Carta da Azul confirma que governo português garantiu pagamento de dívida da Tap; entenda
Documento enviado ao governo mostra garantia dada por Pedro Nuno Santos sobre reembolso

A Azul entregou recentemente ao governo português uma carta demonstrando o compromisso assumido em 2020 de que a Tap reembolsaria as obrigações (bonds) emitidas junto à empresa. O documento, assinado pelo então ministro das Infraestruturas, Pedro Nuno Santos, desmente a versão atual do governo, que até agora afirmava não ter nenhum registro oficial sobre essa promessa.
O conteúdo da carta, conforme noticiou o portal Público PT, de Portugal, foi revelado em resposta a um pedido de esclarecimento feito pelo grupo parlamentar do PSD (Partido Social Democrata). Segundo o Ministério das Infraestruturas, a correspondência chegou recentemente às mãos da atual administração por meio da própria Azul.
No documento, Pedro Nuno Santos assegura que o Estado português solicitava apenas que a Azul renunciasse ao direito de converter os títulos de dívida em ações da Tap - direito esse que havia sido acordado anteriormente.
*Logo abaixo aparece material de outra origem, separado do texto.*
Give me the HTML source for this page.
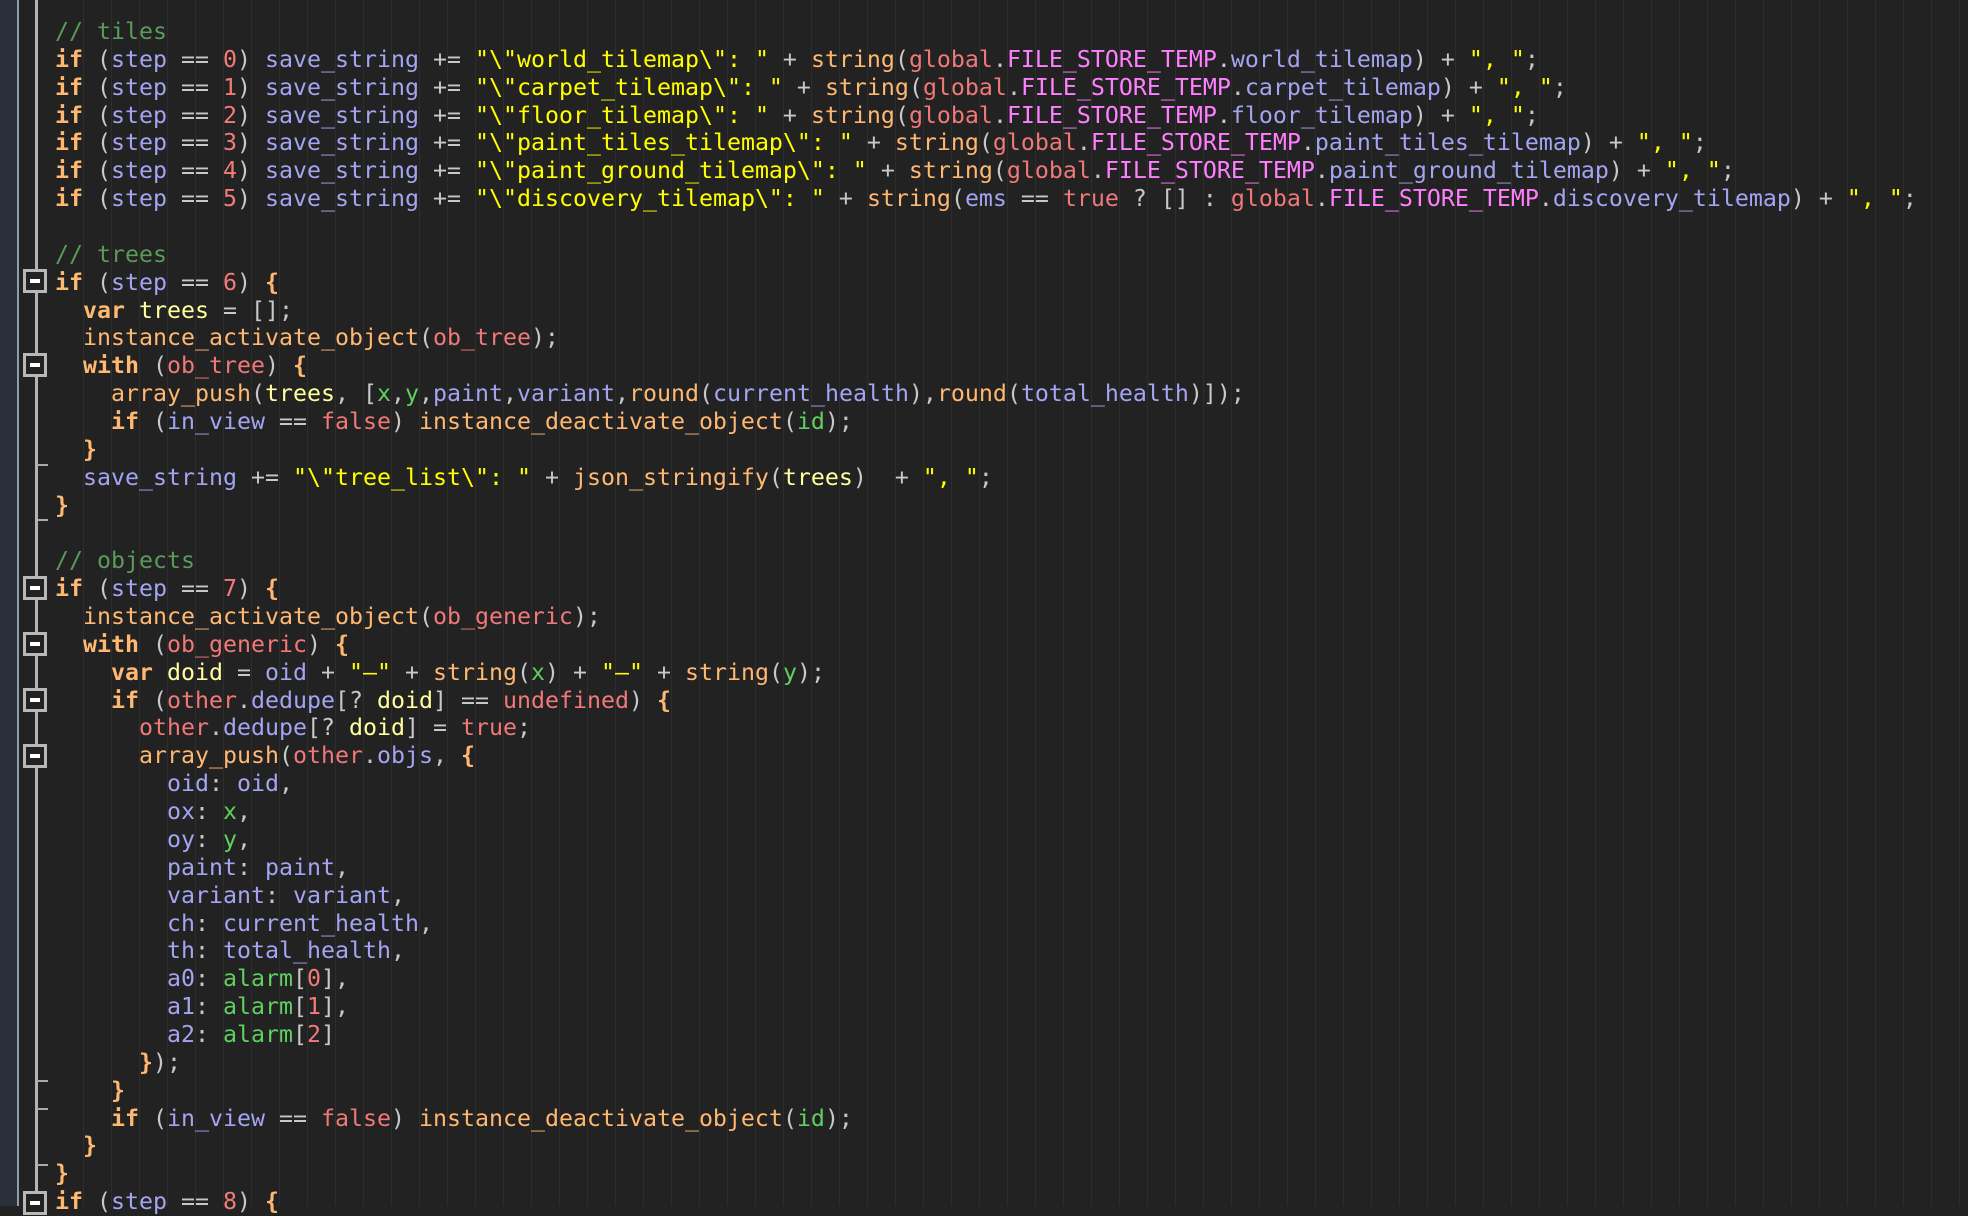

Em troca, a empresa brasileira manteria seu direito ao reembolso integral dos 90 milhões de euros emprestados em 2016, além de juros que, somados, atingem valor semelhante, com vencimento previsto para 2026.
O ministro também destacou que, caso a Azul exigisse garantias adicionais, apenas os tribunais poderiam concedê-las, "como é próprio de um Estado de direito". A carta não menciona a palavra “suprimento” — termo jurídico que se refere a empréstimos feitos por acionistas e que, por lei, têm regras específicas de pagamento.
O contexto: pandemia e saída de sócios privados
A polêmica em torno da dívida remonta ao início da intervenção estatal na Tap, em 2020, quando o governo português interveio para salvar a companhia aérea diante da crise causada pela pandemia de covid-19. Na época, o empresário David Neeleman - então sócio da Tap por meio da Azul - aceitou vender sua participação por 55 milhões de euros, dos quais 10,6 milhões foram pagos diretamente à Azul.
O governo português temia que, após o aporte bilionário feito para salvar a TAP (que começou com 1,2 bilhão de euros e chegou a 3,2 bilhões), a Azul pudesse se tornar acionista majoritária ao converter sua dívida em ações. Para evitar isso, foi firmado o acordo agora revelado pela carta.
Na época, a própria Azul comunicou a seus investidores que havia mantido os "direitos de credor sénior", apostando na recuperação da TAP e na capacidade da empresa de honrar a dívida até 2026.
Controvérsia jurídica e batalha nos tribunais
Nos anos seguintes, o cenário complicou-se. Em 2024, com dificuldades financeiras, a Azul exigiu o pagamento antecipado da dívida ou a execução de garantias, incluindo o uso do programa de milhas da Tap - um dos ativos incluídos no pacote de privatização da companhia aérea portuguesa.
A TAP, por sua vez, respondeu com uma ação judicial, alegando que o contrato firmado em 2016 entre a Tap SGPS (holding da empresa) e a Azul deveria ser considerado um "suprimento", uma vez que envolvia um acionista da empresa, o que poderia alterar os critérios legais para reembolso.
A Azul contestou com veemência essa tese, afirmando que, em 2016, não era acionista da TAP SGPS nem da Tap SA.
Insolvência declarada e consequências
Paralelamente à disputa judicial, uma assembleia de obrigacionistas realizada em maio de 2025 reconheceu o descumprimento, por parte da Tap SGPS - atualmente rebatizada de Siavilo - das obrigações contratuais relacionadas à dívida. A empresa deveria ter reembolsado os títulos, mas não o fez.
A situação culminou na última quarta-feira (6), quando o Juízo de Comércio de Lisboa declarou oficialmente a insolvência da Siavilo, após um pedido apresentado pela própria TAP SA, que figura como credora da antiga holding.
Próximos capítulos
A entrega da carta pela Azul pode mudar o rumo dos processos judiciais e da narrativa política em torno da nacionalização da TAP. Ao confirmar que houve, sim, uma garantia formal por parte do Estado português, o documento fortalece a posição da Azul como credora prioritária.
A disputa sobre se o empréstimo se caracteriza como “suprimento” ou não permanece no centro do embate jurídico e pode definir o futuro da dívida - e, indiretamente, influenciar os planos de privatização da TAP, que volta a ser pauta sensível no cenário político e econômico de Portugal.